Müslüman hem dünya hayatını, özelliklede ahiret hayatını kazanmaya çalışmalı dünyaya aşırı bir şekilde dalmamalıdır.

Şu hadisi şerif bu konuda bize ne güzel yol haritası çiziyor.

Kâ’b İbni Mâlik radıyallahu anh’den rivayet edildiğine göre, Resûlullah (s.a.s) şöyle buyurdu:

“Bir koyun sürüsünün içine salıverilmiş iki aç kurdun o sürüye verdiği zarar, mala ve mevkiye düşkün bir adamın dinine verdiği zarardan daha büyük değildir.” (Tirmizî, Zühd 43 )

Hadisi Nasıl Anlamalıyız?

Peygamber Efendimiz, çok kere, bir konuyu daha etkili ve insan zihninde yer edecek biçimde anlatmak için benzetmeler yapıp misaller vermiştir. Bu hadislerinde de aynı yola başvurmak suretiyle, hırslı ve dünyalığa çok düşkün kimselerin dine vereceği zararı, aç kurtların sürüye vereceği zarara benzetmiştir. Kurt zaten tabiatı icabı çok hırslı ve yırtıcı bir hayvandır. Bir de aç olunca, hırsının ve yırtıcılığının ne ölçüde artacağı ve ne kadar zararlı olacağı tahmin edilebilir. Bu nitelikte iki kurt, bütün sürüyü parçalayıp perişan eder. Mala mülke, servete ve zenginliğe, dünyalık mevki ve makama düşkün ve hırslı olan, bunları elde edebilmek ve onlara kavuşmak için her çareye başvurmayı göze alan bir insanın, hiçbir mânevî ve ahlâkî değer ölçüsü tanımayacağı ortadadır. Böyle bir kimse gözünü hırs bürüyen en yırtıcı bir hayvandan daha zararlı hale gelebilir. Çünkü hayvan, aklı ve idraki ile değil, içgüdüleriyle hareket eder. Gözünü dünya hırsı kaplamış, gönlüne dünyalık sevgisi hâkim olmuş bir kimse, sanki birtakım insânî niteliklerinden soyutlanmış gibidir. Bu sebeple İslâm âlimleri ve özellikle meşhur sûfîler, dünya hırsını bütün kötü huyların kaynağı kabul ederler.

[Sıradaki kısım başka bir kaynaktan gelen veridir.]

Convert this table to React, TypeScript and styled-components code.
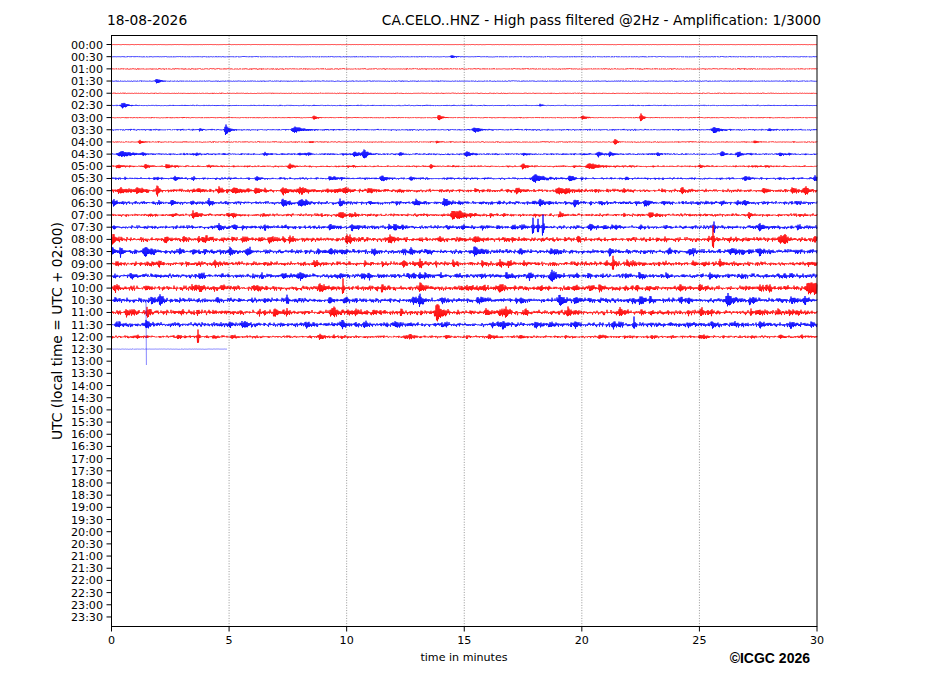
import { useMemo } from "react";
import styled, { createGlobalStyle } from "styled-components";

const GlobalStyle = createGlobalStyle`
  html, body {
    margin: 0;
    padding: 0;
    background: #fff;
  }
`;

const Figure = styled.div`
  width: 927px;
  height: 696px;
  display: flex;
  flex-direction: column;
  background: #fff;
  color: #000;
  font-family: "DejaVu Sans", "Noto Sans", sans-serif;
  overflow: hidden;
`;

const Header = styled.div`
  height: 35px;
  box-sizing: border-box;
  padding: 12px 106px 0 107px;
  display: flex;
  justify-content: space-between;
  align-items: flex-start;
`;

const HeaderText = styled.span`
  font-size: 13.8px;
  line-height: 16px;
  white-space: nowrap;
`;

const PlotRow = styled.div`
  display: flex;
  height: 615px;
`;

const YLabelCol = styled.div`
  width: 64px;
  height: 592px;
  flex: none;
  display: flex;
  align-items: center;
  justify-content: flex-end;
`;

const YLabel = styled.span`
  writing-mode: vertical-rl;
  transform: rotate(180deg);
  font-size: 13.8px;
  line-height: 14px;
  white-space: nowrap;
`;

const Chart = styled.svg`
  display: block;
  flex: none;
`;

const TickLabel = styled.text`
  font-family: "DejaVu Sans", sans-serif;
  font-size: 11.1px;
  fill: #000;
`;

const Footer = styled.div`
  width: 706px;
  padding-left: 111px;
  display: grid;
  grid-template-columns: 1fr auto 1fr;
  align-items: start;
`;

const XLabel = styled.span`
  grid-column: 2;
  font-size: 11.1px;
  line-height: 13px;
  margin-top: 1px;
  white-space: nowrap;
`;

const Credit = styled.span`
  grid-column: 3;
  justify-self: end;
  margin-right: 7px;
  font-family: "Liberation Sans", Arial, sans-serif;
  font-weight: 700;
  font-size: 14px;
  line-height: 16px;
  white-space: nowrap;
`;

// plot geometry, in page pixels
const X_LEFT = 111.5;
const X_RIGHT = 817;
const Y_TOP = 35.5;
const Y_BOTTOM = 626.5;
const ROW0 = 44.5;
const ROW_STEP = 12.18;

const minuteX = (m: number) => X_LEFT + (m * (X_RIGHT - X_LEFT)) / 30;
const rowY = (i: number) => ROW0 + i * ROW_STEP;

const RED = "#ff0000";
const BLUE = "#0000ff";

// background noise per half hour trace
const BASE = [
  0.2, 0.4, 0.5, 0.4, 0.4, 0.5, 0.5, 0.7, 0.5, 0.8, 0.8, 1.0, 1.5, 1.5, 1.3,
  1.6, 2.0, 2.0, 1.9, 2.0, 2.1, 2.1, 2.2, 2.0, 1.2, 0.25,
];

// [x, amplitude, width]
type Burst = [number, number, number];

const BURSTS: Record<number, Burst[]> = {
  1: [[452, 1.5, 3]],
  3: [[157, 2.5, 4]],
  5: [[123, 3, 4], [540, 1.2, 2]],
  6: [[314, 2, 3], [439, 3, 3], [583, 2, 4], [641, 4.5, 2]],
  7: [[200, 1.5, 2], [226, 6, 3], [295, 3, 8], [475, 2.5, 6], [714, 3.5, 5], [770, 1.5, 2]],
  8: [[140, 2, 3], [310, 1, 3], [437, 1.5, 2], [615, 3.5, 2], [755, 1.5, 3]],
  9: [
    [122, 3, 10], [143, 1.5, 2], [197, 1.2, 2], [265, 1.5, 3], [355, 2.5, 6], [364, 5, 3],
    [400, 1.5, 3], [467, 3, 4], [524, 1.5, 3], [598, 3, 3], [610, 2.5, 3], [658, 2, 2],
    [722, 2.5, 3], [738, 3, 3], [780, 2, 3],
  ],
  10: [[118, 2, 4], [146, 2.5, 3], [167, 2.5, 3], [290, 2.5, 3], [431, 2, 2], [523, 3.5, 3], [590, 3, 10], [700, 1.5, 3]],
  11: [[175, 2.5, 3], [194, 2, 2], [257, 2.5, 3], [330, 2, 3], [382, 3, 4], [411, 2, 3], [535, 3, 8], [570, 2, 3], [745, 2, 3], [815, 3.5, 3]],
  12: [
    [120, 2.5, 8], [137, 3.5, 3], [157, 7, 1.5], [219, 3, 3], [235, 3, 8], [256, 3, 3], [283, 3.5, 3],
    [300, 3, 8], [345, 3, 4], [517, 3, 3], [559, 3.5, 6], [682, 3, 3], [764, 3, 3], [793, 3, 4], [806, 3.5, 3],
  ],
  13: [[114, 3, 3], [172, 3, 3], [209, 3, 3], [283, 4.5, 3], [300, 3, 4], [340, 3, 3], [416, 3, 3], [445, 3, 5], [540, 3.5, 3], [575, 3, 3], [645, 3, 3], [745, 3, 3]],
  14: [[193, 4.5, 1], [340, 3, 4], [453, 4, 6], [460, 3, 6], [560, 2.5, 3], [650, 2.5, 3], [749, 3, 3]],
  15: [[219, 3, 3], [330, 3, 3], [395, 3, 3], [533, 13, 0.6], [538, 11, 0.6], [543, 13, 0.6], [590, 3, 4], [714, 8, 0.7], [760, 3, 5]],
  16: [[113, 4, 3], [270, 3, 4], [390, 3.5, 5], [475, 3, 5], [713, 18, 0.6], [780, 3, 4], [815, 4, 3]],
  17: [[112, 4, 3], [145, 3.5, 4], [230, 3, 3], [330, 3, 3], [475, 4, 5], [520, 3, 3], [610, 3, 3], [690, 3, 3], [760, 3, 4]],
  18: [[215, 3, 3], [315, 3, 3], [420, 4.5, 2], [500, 3, 3], [613, 8, 0.7], [720, 3, 3]],
  19: [[200, 3, 3], [300, 3, 3], [420, 3, 3], [552, 5, 5], [640, 3, 3], [710, 3, 3]],
  20: [[115, 3, 3], [200, 3, 3], [320, 4, 4], [343, 9, 0.6], [420, 4, 4], [500, 3, 4], [600, 3, 3], [700, 3, 3], [809, 6, 8]],
  21: [[160, 6, 1.2], [287, 6, 1.2], [330, 3, 3], [420, 3, 3], [560, 4, 5], [640, 3, 3], [728, 5, 5], [805, 3, 4]],
  22: [[147, 5, 2], [275, 4, 3], [331, 4, 3], [437, 8, 5], [500, 3, 3], [568, 4, 3], [620, 3, 4], [760, 3, 3]],
  23: [[146, 4, 3], [245, 3, 3], [396, 3, 3], [503, 3, 3], [634, 9, 0.6], [760, 3, 3]],
  24: [[178, 2.5, 2], [198, 11, 0.6], [232, 2.5, 2], [320, 3, 3], [410, 2, 3], [490, 2.5, 3], [520, 2, 3], [600, 2, 3], [700, 2, 3], [780, 2, 3]],
};

function mulberry32(seed: number) {
  let a = seed;
  return () => {
    a |= 0;
    a = (a + 0x6d2b79f5) | 0;
    let t = Math.imul(a ^ (a >>> 15), 1 | a);
    t = (t + Math.imul(t ^ (t >>> 7), 61 | t)) ^ t;
    return ((t ^ (t >>> 14)) >>> 0) / 4294967296;
  };
}

function tracePath(i: number): string {
  const rnd = mulberry32(1000 + i * 7919);
  const gauss = () => {
    const u = rnd() || 1e-6;
    const v = rnd();
    const g = Math.sqrt(-2 * Math.log(u)) * Math.cos(2 * Math.PI * v);
    return Math.max(-2.2, Math.min(2.2, g));
  };
  const base = BASE[i];
  const end = i === 25 ? 227 : X_RIGHT;
  const bursts: Burst[] = [...(BURSTS[i] ?? [])];
  if (base >= 0.8) {
    const n = Math.round(base * 14);
    for (let k = 0; k < n; k++) {
      bursts.push([X_LEFT + rnd() * (X_RIGHT - X_LEFT), base * (0.7 + rnd() * 0.8), 0.8 + rnd() * 2.5]);
    }
  }
  const y0 = rowY(i);
  const pts: string[] = [];
  let sign = 1;
  for (let x = X_LEFT; x <= end; x += 0.5) {
    // alternating sign keeps the noise a dense band around the baseline
    let v = sign * base * 0.55 * Math.abs(gauss());
    for (const [bx, a, w] of bursts) {
      const dx = x - bx;
      if (dx < -w * 0.5 - 1.5 || dx > w * 4) continue;
      const env = dx < 0 ? a * Math.exp(-((dx / (0.3 * w + 0.5)) ** 2)) : a * Math.exp(-dx / w);
      v += sign * env * (0.6 + 0.4 * rnd());
    }
    sign = -sign;
    pts.push(`${x.toFixed(1)} ${(y0 + v).toFixed(1)}`);
  }
  return `M${pts.join("L")}`;
}

const ROW_LABELS = Array.from({ length: 48 }, (_, i) => {
  const h = Math.floor(i / 2);
  return `${String(h).padStart(2, "0")}:${i % 2 ? "30" : "00"}`;
});

const X_TICKS = [0, 5, 10, 15, 20, 25, 30];

function Seismogram() {
  const traces = useMemo(() => BASE.map((_, i) => tracePath(i)), []);

  return (
    <Chart width={780} height={615} viewBox="64 35 780 615">
      {traces.map((d, i) => (
        <path
          key={i}
          d={d}
          fill="none"
          stroke={i % 2 ? BLUE : RED}
          strokeWidth={0.8}
          strokeOpacity={i === 25 ? 0.6 : 1}
        />
      ))}
      <path d="M146 300 L146.4 365" stroke={BLUE} strokeWidth={0.8} strokeOpacity={0.6} />

      {X_TICKS.slice(1, -1).map((m) => (
        <line
          key={m}
          x1={minuteX(m)}
          x2={minuteX(m)}
          y1={Y_TOP}
          y2={Y_BOTTOM}
          stroke="#000"
          strokeWidth={0.6}
          strokeOpacity={0.7}
          strokeDasharray="1 1.6"
        />
      ))}

      <rect
        x={X_LEFT}
        y={Y_TOP}
        width={X_RIGHT - X_LEFT}
        height={Y_BOTTOM - Y_TOP}
        fill="none"
        stroke="#000"
        strokeWidth={1}
      />

      {ROW_LABELS.map((label, i) => (
        <g key={label}>
          <line x1={X_LEFT - 5} x2={X_LEFT} y1={rowY(i)} y2={rowY(i)} stroke="#000" strokeWidth={1} />
          <TickLabel x={X_LEFT - 8.5} y={rowY(i) + 4} textAnchor="end">
            {label}
          </TickLabel>
        </g>
      ))}

      {X_TICKS.map((m) => (
        <g key={m}>
          <line x1={minuteX(m)} x2={minuteX(m)} y1={Y_BOTTOM} y2={Y_BOTTOM + 5} stroke="#000" strokeWidth={1} />
          <TickLabel x={minuteX(m)} y={644} textAnchor="middle">
            {m}
          </TickLabel>
        </g>
      ))}
    </Chart>
  );
}

export default function App() {
  return (
    <>
      <GlobalStyle />
      <Figure>
        <Header>
          <HeaderText>18-08-2026</HeaderText>
          <HeaderText>CA.CELO..HNZ - High pass filtered @2Hz - Amplification: 1/3000</HeaderText>
        </Header>
        <PlotRow>
          <YLabelCol>
            <YLabel>UTC (local time = UTC + 02:00)</YLabel>
          </YLabelCol>
          <Seismogram />
        </PlotRow>
        <Footer>
          <XLabel>time in minutes</XLabel>
          <Credit>©ICGC 2026</Credit>
        </Footer>
      </Figure>
    </>
  );
}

Bu sayılanlar bütün insanlar için kötü bir özellik ise de, dindar olduklarını söyleyenlerde daha büyük bir noksanlık ve dindar olma iddiasına yakışmayan bir haldir. Çünkü din, kendisine inananlardan her şeyden önce fedâkârlık ve ferâgat ister. Dünya hırsıyla dolu bir insanın bu güzel hasletlere hakkıyla sahip olması düşünülemez. Böyle bir kimse, dinini dünyalık elde etmeye vesile kılabilir. Büyük sûfî ve âlim Abdullah İbni Mübârek, en kötü ve âdî ticaretin din ticareti olduğunu söyler. Dinini ticaretine aracı yapan kimse, iyi ve makbul müslüman kabul edilmez. Bu sebeple de ne Allah ne de samimi mü’minler tarafından sevilmez. Din perdesi arkasına gizlenerek işini yürüten nice sahtekâr her dönemde ve her yerde bulunabilir. Bir çok insan bunlara bakarak din ve gerçek dindarlar hakkında yanlış kanaat ve yersiz şüphelere sürüklenirler. İşte böyle kimselerin dine vereceği zarar, aç kurtların bir koyun sürüsüne vereceği zarardan daha büyüktür.

Hadisten Çıkarmamız Gereken Dersler Nelerdir?

Dünya malına, servet ve zenginliğe, mevki ve makama aşırı düşkünlük dinimizde hoş karşılanmayan kötü huylardandır.

Mala mülke, mevki ve makama karşı hırslı olmak insanın hem dindarlığına hem de dinine zarar verir.

Bir konuyu insanlara daha iyi anlatıp kavratabilmek için benzetmeler ve örnekler kullanmak câizdir.